En esta ocasión, Loznitsa planta la cámara en el Treptower Park de Berlín para capturar la enormidad de un monumento en recuerdo de los soldados soviéticos caídos en la batalla –una suerte de colosal mausoleo– y también para dar cuenta de lo que ocurre allí cada 9 de mayo. Así, somos testigos del final de una gran peregrinación que lleva hasta tierras germanas a gentes venidas de todo el antiguo bloque soviético, de Rusia a Kazajistán, desde tierras siberianas a Ucrania. La película retrata este encuentro mediante una serie de postales conjugadas mediante un meticuloso montaje de sonido y por la congregación de una verdadera marea humana. La ausencia de títulos explicativos, de voz en off o entrevistas, no priva a Loznitsa de articular un discurso crítico respecto a una festividad y un lugar cargados de simbología.

La historia, obviamente, trae cola y, hasta hoy, despierta lecturas contradictorias, una muestra del modo en que nos aferramos a imágenes utópicas, idealizadas, al tiempo que nuestra consciencia colectiva se debate entre la evolución y el estancamiento. Ante las estampas que ofrece Victory Day, resulta difícil no percibir una distancia crítica (incluso satírica) entre la mirada de Loznitsa y el objeto de estudio. Abundan las escenas pintorescas (un tipo con vestimenta militar se pasea acompañado de un pequeño carro/altar tirado por dos perros y engalanado con una foto de Stalin) y el cineasta se niega a cambiar de punto de vista por mucho que en algunos momentos el cuadro quede absurdamente perturbado por elementos intrusivos (un visitante repara en la presencia de la cámara y se acerca lleno de curiosidad, devolviendo la mirada al espectador). Al mismo tiempo, Loznitsa no puede evitar embriagarse del ambiente festivo del entorno: en un momento determinado, renuncia a su observación estática para dejar que la cámara siga a unos hombres y mujeres que bailan al son de Katyusha, esa canción folk convertida ahora en himno pop.

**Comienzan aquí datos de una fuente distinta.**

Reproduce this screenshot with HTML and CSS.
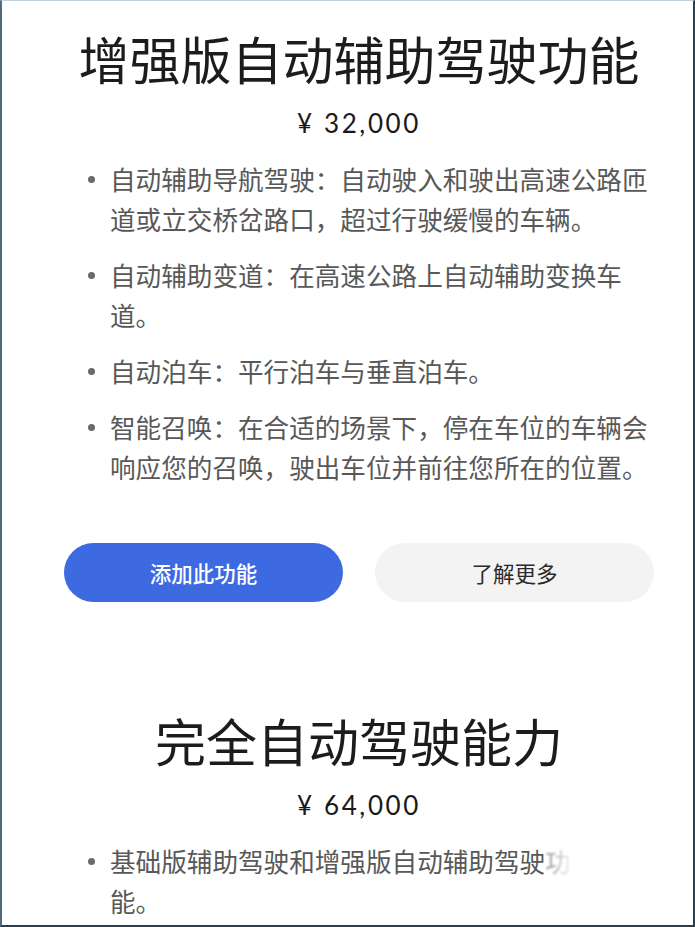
FILE: index.html
```html
<!DOCTYPE html>
<html lang="zh-CN">
<head>
<meta charset="utf-8">
<title>增强版自动辅助驾驶功能</title>
<link rel="stylesheet" href="styles.css">
</head>
<body>
<div class="frame">
  <div class="content">
    <section class="feature">
      <h1 class="title">增强版自动辅助驾驶功能</h1>
      <p class="price">¥ 32,000</p>
      <ul class="list">
        <li>自动辅助导航驾驶：自动驶入和驶出高速公路匝道或立交桥岔路口，超过行驶缓慢的车辆。</li>
        <li>自动辅助变道：在高速公路上自动辅助变换车道。</li>
        <li>自动泊车：平行泊车与垂直泊车。</li>
        <li>智能召唤：在合适的场景下，停在车位的车辆会响应您的召唤，驶出车位并前往您所在的位置。</li>
      </ul>
      <div class="actions">
        <button class="btn btn-primary">添加此功能</button>
        <button class="btn btn-secondary">了解更多</button>
      </div>
    </section>
    <section class="feature feature-second">
      <h1 class="title">完全自动驾驶能力</h1>
      <p class="price">¥ 64,000</p>
      <ul class="list">
        <li><span>基础版辅助驾驶和增强版自动辅助驾驶<span class="fade">功</span><br>能。</span></li>
      </ul>
    </section>
  </div>
</div>
</body>
</html>
```

FILE: styles.css
```css
html, body {
  margin: 0;
  padding: 0;
  background: #ffffff;
}

.frame {
  box-sizing: border-box;
  width: 695px;
  height: 927px;
  overflow: hidden;
  background: #ffffff;
  border-top: 1px solid #c3d1dc;
  border-left: 2px solid #4f6b80;
  border-right: 2px solid #2b3e4d;
  border-bottom: 2px solid #2b3e4d;
  font-family: "Noto Sans CJK SC", "Noto Sans", sans-serif;
}

.content {
  width: 590px;
  margin-left: 62px;
}

.feature {
  display: flex;
  flex-direction: column;
}

.title {
  margin: 27px 0 0 0;
  font-size: 51px;
  line-height: 60px;
  font-weight: 400;
  color: #1c1c1c;
  text-align: center;
  white-space: nowrap;
}

.price {
  margin: 20px 0 0 0;
  font-family: Lato, "Noto Sans", sans-serif;
  font-size: 26px;
  line-height: 30px;
  letter-spacing: 2.6px;
  color: #1a1a1a;
  text-align: center;
}

.list {
  list-style: none;
  margin: 21px 0 0 0;
  padding: 0;
  display: flex;
  flex-direction: column;
  gap: 16px;
}

.list li {
  display: flex;
  font-size: 25.6px;
  line-height: 40px;
  color: #585858;
}

.list li::before {
  content: "";
  flex: none;
  width: 7px;
  height: 7px;
  border-radius: 50%;
  background: #6a6a6a;
  margin: 17px 15px 0 24px;
}

.fade {
  display: inline-block;
  filter: blur(1.2px);
  opacity: 0.55;
  width: 30px;
  -webkit-mask-image: linear-gradient(to right, #000 20%, transparent 95%);
  mask-image: linear-gradient(to right, #000 20%, transparent 95%);
}

.actions {
  display: flex;
  gap: 32px;
  margin-top: 56px;
}

.btn {
  flex: 1;
  height: 59px;
  border: none;
  border-radius: 30px;
  font-family: "Noto Sans CJK SC", "Noto Sans", sans-serif;
  font-size: 21.5px;
  padding: 0;
}

.btn-primary {
  background: #3e6ae1;
  color: #ffffff;
  font-weight: 500;
}

.btn-secondary {
  background: #f3f3f3;
  color: #2a2a2a;
}

.feature-second .title {
  margin-top: 108px;
}
```
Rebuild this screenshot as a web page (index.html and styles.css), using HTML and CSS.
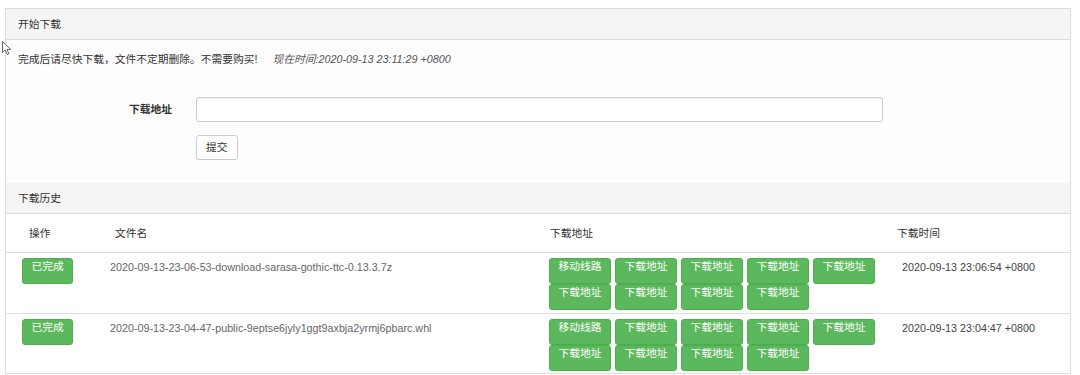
FILE: index.html
```html
<!DOCTYPE html>
<html lang="zh-CN">
<head>
<meta charset="utf-8">
<title>开始下载</title>
<link rel="stylesheet" href="styles.css">
</head>
<body>
<div class="panel">
  <div class="panel-heading">开始下载</div>
  <div class="panel-body">
    <p class="notice">完成后请尽快下载，文件不定期删除。不需要购买!<em class="now">现在时间:2020-09-13 23:11:29 +0800</em></p>
    <form class="form">
      <label class="form-label" for="url">下载地址</label>
      <input class="form-input" id="url" type="text">
      <button class="btn btn-default form-submit" type="button">提交</button>
    </form>
  </div>
  <div class="panel-heading panel-heading-sub">下载历史</div>
  <table class="history">
    <colgroup>
      <col class="c-op"><col class="c-name"><col class="c-links"><col class="c-time">
    </colgroup>
    <thead>
      <tr>
        <th class="th-op">操作</th>
        <th class="th-name">文件名</th>
        <th class="th-links">下载地址</th>
        <th class="th-time">下载时间</th>
      </tr>
    </thead>
    <tbody>
      <tr>
        <td class="td-op"><span class="btn btn-success">已完成</span></td>
        <td class="td-name">2020-09-13-23-06-53-download-sarasa-gothic-ttc-0.13.3.7z</td>
        <td class="td-links">
          <div class="links">
            <a class="btn btn-success">移动线路</a><a class="btn btn-success">下载地址</a><a class="btn btn-success">下载地址</a><a class="btn btn-success">下载地址</a><a class="btn btn-success">下载地址</a><a class="btn btn-success">下载地址</a><a class="btn btn-success">下载地址</a><a class="btn btn-success">下载地址</a><a class="btn btn-success">下载地址</a>
          </div>
        </td>
        <td class="td-time">2020-09-13 23:06:54 +0800</td>
      </tr>
      <tr class="last">
        <td class="td-op"><span class="btn btn-success">已完成</span></td>
        <td class="td-name">2020-09-13-23-04-47-public-9eptse6jyly1ggt9axbja2yrmj6pbarc.whl</td>
        <td class="td-links">
          <div class="links">
            <a class="btn btn-success">移动线路</a><a class="btn btn-success">下载地址</a><a class="btn btn-success">下载地址</a><a class="btn btn-success">下载地址</a><a class="btn btn-success">下载地址</a><a class="btn btn-success">下载地址</a><a class="btn btn-success">下载地址</a><a class="btn btn-success">下载地址</a><a class="btn btn-success">下载地址</a>
          </div>
        </td>
        <td class="td-time">2020-09-13 23:04:47 +0800</td>
      </tr>
    </tbody>
  </table>
</div>
<svg class="cursor" width="10" height="15" viewBox="0 0 10 15" aria-hidden="true">
  <path d="M0.5 0.5 L0.5 11.5 L3.2 9 L5.2 13.6 L6.9 12.9 L5 8.4 L8.8 8.4 Z" fill="#fff" stroke="#555" stroke-width="0.9" stroke-linejoin="round"/>
</svg>
</body>
</html>
```

FILE: styles.css
```css
* { box-sizing: border-box; }

html, body {
  margin: 0;
  background: #fff;
}

body {
  padding: 8px 0 0 5px;
  font-family: "Liberation Sans", "Noto Sans CJK SC", sans-serif;
  font-size: 10.75px;
  line-height: 15px;
  color: #333;
  position: relative;
  height: 375px;
  overflow: hidden;
}

.panel {
  width: 1066px;
  border: 1px solid #ddd;
  border-bottom: none;
  background: #fff;
}

.panel-heading {
  height: 31px;
  padding: 7.5px 12px;
  background: #f5f5f5;
  border-bottom: 1px solid #ddd;
  color: #333;
}

.panel-body {
  height: 143px;
  padding: 12px 12px 0;
  background: #fdfdfd;
}

.notice {
  margin: 0;
  line-height: 15px;
  color: #333;
}

.now {
  margin-left: 15px;
  color: #555;
}

.form {
  margin-top: 30px;
  display: grid;
  grid-template-columns: 154px 687px;
  column-gap: 24px;
  row-gap: 13px;
  align-items: center;
}

.form-label {
  text-align: right;
  font-weight: bold;
  color: #333;
}

.form-input {
  height: 25px;
  border: 1px solid #ccc;
  border-radius: 3px;
  background: #fff;
  box-shadow: inset 0 1px 1px rgba(0,0,0,0.06);
  font: inherit;
  padding: 0 9px;
}

.form-submit {
  grid-column: 2;
  justify-self: start;
}

.btn {
  display: inline-block;
  height: 26px;
  line-height: 24px;
  padding: 0 8.5px;
  border: 1px solid transparent;
  border-radius: 3px;
  font: inherit;
  font-size: 10.75px;
  white-space: nowrap;
  text-align: center;
  cursor: pointer;
}

.btn-default {
  height: 25px;
  line-height: 23px;
  padding: 0 9px;
  background: #fff;
  border-color: #ccc;
  color: #333;
}

.btn-success {
  background: #5cb85c;
  border-color: #4cae4c;
  color: #fff;
}

.history {
  width: 1064px;
  border-collapse: collapse;
  table-layout: fixed;
}

.c-op { width: 98px; }
.c-name { width: 439px; }
.c-links { width: 348px; }
.c-time { width: 179px; }

.history th {
  font-weight: normal;
  text-align: left;
  padding: 12px 0 11px;
  line-height: 15px;
  border-bottom: 1px solid #ddd;
  color: #333;
}

.history th.th-op { padding-left: 23px; }
.history th.th-name { padding-left: 11px; }
.history th.th-links { padding-left: 7px; }
.history th.th-time { padding-left: 6px; }

.history td {
  vertical-align: top;
  border-bottom: 1px solid #ddd;
}

.history tr td { height: 61px; }
.history tr.last td { height: 60px; }

.td-op { padding: 5px 0 0 16px; }

.td-name {
  padding: 7px 6px 0;
  color: #666;
  white-space: nowrap;
}

.td-links { padding: 5px 6px 0; }

.links {
  display: flex;
  flex-wrap: wrap;
  column-gap: 4px;
  row-gap: 0;
}

.td-time {
  padding: 7px 11px 0;
  color: #444;
  white-space: nowrap;
}

.cursor {
  position: absolute;
  left: 2px;
  top: 41px;
}
```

La vieja gloria militar es el motor principal de esta celebración, pero también lo es el hermanamiento de pueblos y generaciones bajo el recuerdo de un pasado que ahora parece mejor. Cosas de la nostalgia, y de un presente en el que Vladímir Putin ha enraizado su proyecto ultranacionalista en la exaltación de una memoria tergiversada: junto al ensalzamiento de la figura de Stalin, en Victory Day se escuchan varias teorías acerca de la pervivencia del Tercer Reich, supuestamente oculto en la Alemania actual. Loznitsa combina astutamente imágenes de la iconografía bélica, omnipresente en Treptower Park, con las emociones humanas que se pasean por ella en busca de un sentido vital, existencial, nacional. El ayer y el hoy transmiten sensaciones distintas, pero comparten campo y, en última instancia, un orgullo herido.